EXERCISE TASK
Every line of the listing must be reproduced as it stands. Leave the images behind.

++++++++++

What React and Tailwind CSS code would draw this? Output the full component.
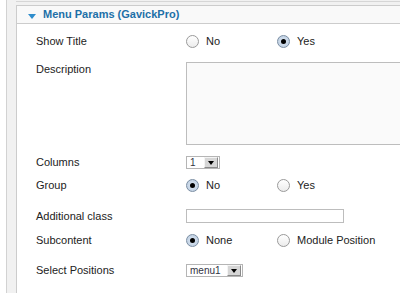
import React from 'react';

function Radio({ checked }) {
  if (checked) {
    return (
      <span className="relative inline-flex w-[13px] h-[13px] shrink-0 rounded-full border border-[#7b8ea3] bg-[radial-gradient(circle,#dbe6f2_0%,#b9cade_100%)] items-center justify-center">
        <span className="w-[5px] h-[5px] rounded-full bg-black" />
      </span>
    );
  }
  return (
    <span className="inline-block w-[13px] h-[13px] shrink-0 rounded-full border border-[#9a9a9a] bg-[linear-gradient(#ffffff,#ececec)]" />
  );
}

function RadioGroup({ options, value }) {
  return (
    <div className="flex items-center">
      {options.map((o, i) => (
        <div key={o} className={`flex items-center gap-[7px] ${i === 0 ? 'w-[91px]' : ''}`}>
          <Radio checked={o === value} />
          <span>{o}</span>
        </div>
      ))}
    </div>
  );
}

function Select({ value, width }) {
  return (
    <div className={`flex items-center justify-between h-[13px] border border-[#b5b5b5] bg-white ${width} pl-[3px] pr-px`}>
      <span className="text-[10px] leading-none text-[#334]">{value}</span>
      <span className="flex items-center justify-center w-[14px] h-[11px] bg-[#d6d6d6] border-r border-b border-[#8a8a8a] border-l border-t border-l-[#f4f4f4] border-t-[#f4f4f4]">
        <span className="w-0 h-0 border-l-[3px] border-r-[3px] border-t-[4px] border-l-transparent border-r-transparent border-t-black" />
      </span>
    </div>
  );
}

function Row({ label, className, alignTop, children }) {
  return (
    <div className={`flex ${alignTop ? 'items-start' : 'items-center'} ${className}`}>
      <div className={`w-[150px] shrink-0 ${alignTop ? 'pt-px' : ''}`}>{label}</div>
      {children}
    </div>
  );
}

export default function App() {
  return (
    <div className="w-[400px] h-[293px] overflow-hidden bg-white font-['Liberation_Sans',Arial,sans-serif] text-[11px] leading-[13px] text-[#222] pl-[6px]">
      <div className="h-full border-l border-[#d2d2d2] bg-[#f1f1f1] pl-[9px] pt-[1px]">
        <div className="h-full border-t border-[#d6d6d6] pt-[3px]">
          <div className="h-full border-l border-t border-[#cccccc] bg-white">
            <div className="flex items-center h-[18px] bg-[#f9f9f9] border-b border-[#cccccc] pl-[11px] gap-[7px]">
              <span className="w-0 h-0 border-l-[4px] border-r-[4px] border-t-[5px] border-l-transparent border-r-transparent border-t-[#2f8dcc] mt-[3px]" />
              <span className="font-bold text-[11px] text-[#1d70a8]">Menu Params (GavickPro)</span>
            </div>
            <div className="pl-[19px]">
              <Row label="Show Title" className="h-[34px]">
                <RadioGroup options={['No', 'Yes']} value="Yes" />
              </Row>
              <Row label="Description" className="pt-[4px] h-[95px]" alignTop>
                <div className="w-[260px] h-[83px] border border-[#bdbdbd] bg-[#fafafa] shrink-0" />
              </Row>
              <Row label="Columns" className="h-[19px]">
                <Select value="1" width="w-[34px]" />
              </Row>
              <Row label="Group" className="h-[26px]">
                <RadioGroup options={['No', 'Yes']} value="No" />
              </Row>
              <Row label="Additional class" className="h-[24px] mt-[6px]">
                <div className="w-[158px] h-[14px] border border-[#bdbdbd] bg-white" />
              </Row>
              <Row label="Subcontent" className="h-[24px]">
                <RadioGroup options={['None', 'Module Position']} value="None" />
              </Row>
              <Row label="Select Positions" className="h-[37px]">
                <Select value="menu1" width="w-[57px]" />
              </Row>
            </div>
          </div>
        </div>
      </div>
    </div>
  );
}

++++++++++

REPLY
What React and Tailwind CSS code would draw this? Output the full component.
import React from 'react';

function Radio({ checked }) {
  if (checked) {
    return (
      <span className="relative inline-flex w-[13px] h-[13px] shrink-0 rounded-full border border-[#7b8ea3] bg-[radial-gradient(circle,#dbe6f2_0%,#b9cade_100%)] items-center justify-center">
        <span className="w-[5px] h-[5px] rounded-full bg-black" />
      </span>
    );
  }
  return (
    <span className="inline-block w-[13px] h-[13px] shrink-0 rounded-full border border-[#9a9a9a] bg-[linear-gradient(#ffffff,#ececec)]" />
  );
}

function RadioGroup({ options, value }) {
  return (
    <div className="flex items-center">
      {options.map((o, i) => (
        <div key={o} className={`flex items-center gap-[7px] ${i === 0 ? 'w-[91px]' : ''}`}>
          <Radio checked={o === value} />
          <span>{o}</span>
        </div>
      ))}
    </div>
  );
}

function Select({ value, width }) {
  return (
    <div className={`flex items-center justify-between h-[13px] border border-[#b5b5b5] bg-white ${width} pl-[3px] pr-px`}>
      <span className="text-[10px] leading-none text-[#334]">{value}</span>
      <span className="flex items-center justify-center w-[14px] h-[11px] bg-[#d6d6d6] border-r border-b border-[#8a8a8a] border-l border-t border-l-[#f4f4f4] border-t-[#f4f4f4]">
        <span className="w-0 h-0 border-l-[3px] border-r-[3px] border-t-[4px] border-l-transparent border-r-transparent border-t-black" />
      </span>
    </div>
  );
}

function Row({ label, className, alignTop, children }) {
  return (
    <div className={`flex ${alignTop ? 'items-start' : 'items-center'} ${className}`}>
      <div className={`w-[150px] shrink-0 ${alignTop ? 'pt-px' : ''}`}>{label}</div>
      {children}
    </div>
  );
}

export default function App() {
  return (
    <div className="w-[400px] h-[293px] overflow-hidden bg-white font-['Liberation_Sans',Arial,sans-serif] text-[11px] leading-[13px] text-[#222] pl-[6px]">
      <div className="h-full border-l border-[#d2d2d2] bg-[#f1f1f1] pl-[9px] pt-[1px]">
        <div className="h-full border-t border-[#d6d6d6] pt-[3px]">
          <div className="h-full border-l border-t border-[#cccccc] bg-white">
            <div className="flex items-center h-[18px] bg-[#f9f9f9] border-b border-[#cccccc] pl-[11px] gap-[7px]">
              <span className="w-0 h-0 border-l-[4px] border-r-[4px] border-t-[5px] border-l-transparent border-r-transparent border-t-[#2f8dcc] mt-[3px]" />
              <span className="font-bold text-[11px] text-[#1d70a8]">Menu Params (GavickPro)</span>
            </div>
            <div className="pl-[19px]">
              <Row label="Show Title" className="h-[34px]">
                <RadioGroup options={['No', 'Yes']} value="Yes" />
              </Row>
              <Row label="Description" className="pt-[4px] h-[95px]" alignTop>
                <div className="w-[260px] h-[83px] border border-[#bdbdbd] bg-[#fafafa] shrink-0" />
              </Row>
              <Row label="Columns" className="h-[19px]">
                <Select value="1" width="w-[34px]" />
              </Row>
              <Row label="Group" className="h-[26px]">
                <RadioGroup options={['No', 'Yes']} value="No" />
              </Row>
              <Row label="Additional class" className="h-[24px] mt-[6px]">
                <div className="w-[158px] h-[14px] border border-[#bdbdbd] bg-white" />
              </Row>
              <Row label="Subcontent" className="h-[24px]">
                <RadioGroup options={['None', 'Module Position']} value="None" />
              </Row>
              <Row label="Select Positions" className="h-[37px]">
                <Select value="menu1" width="w-[57px]" />
              </Row>
            </div>
          </div>
        </div>
      </div>
    </div>
  );
}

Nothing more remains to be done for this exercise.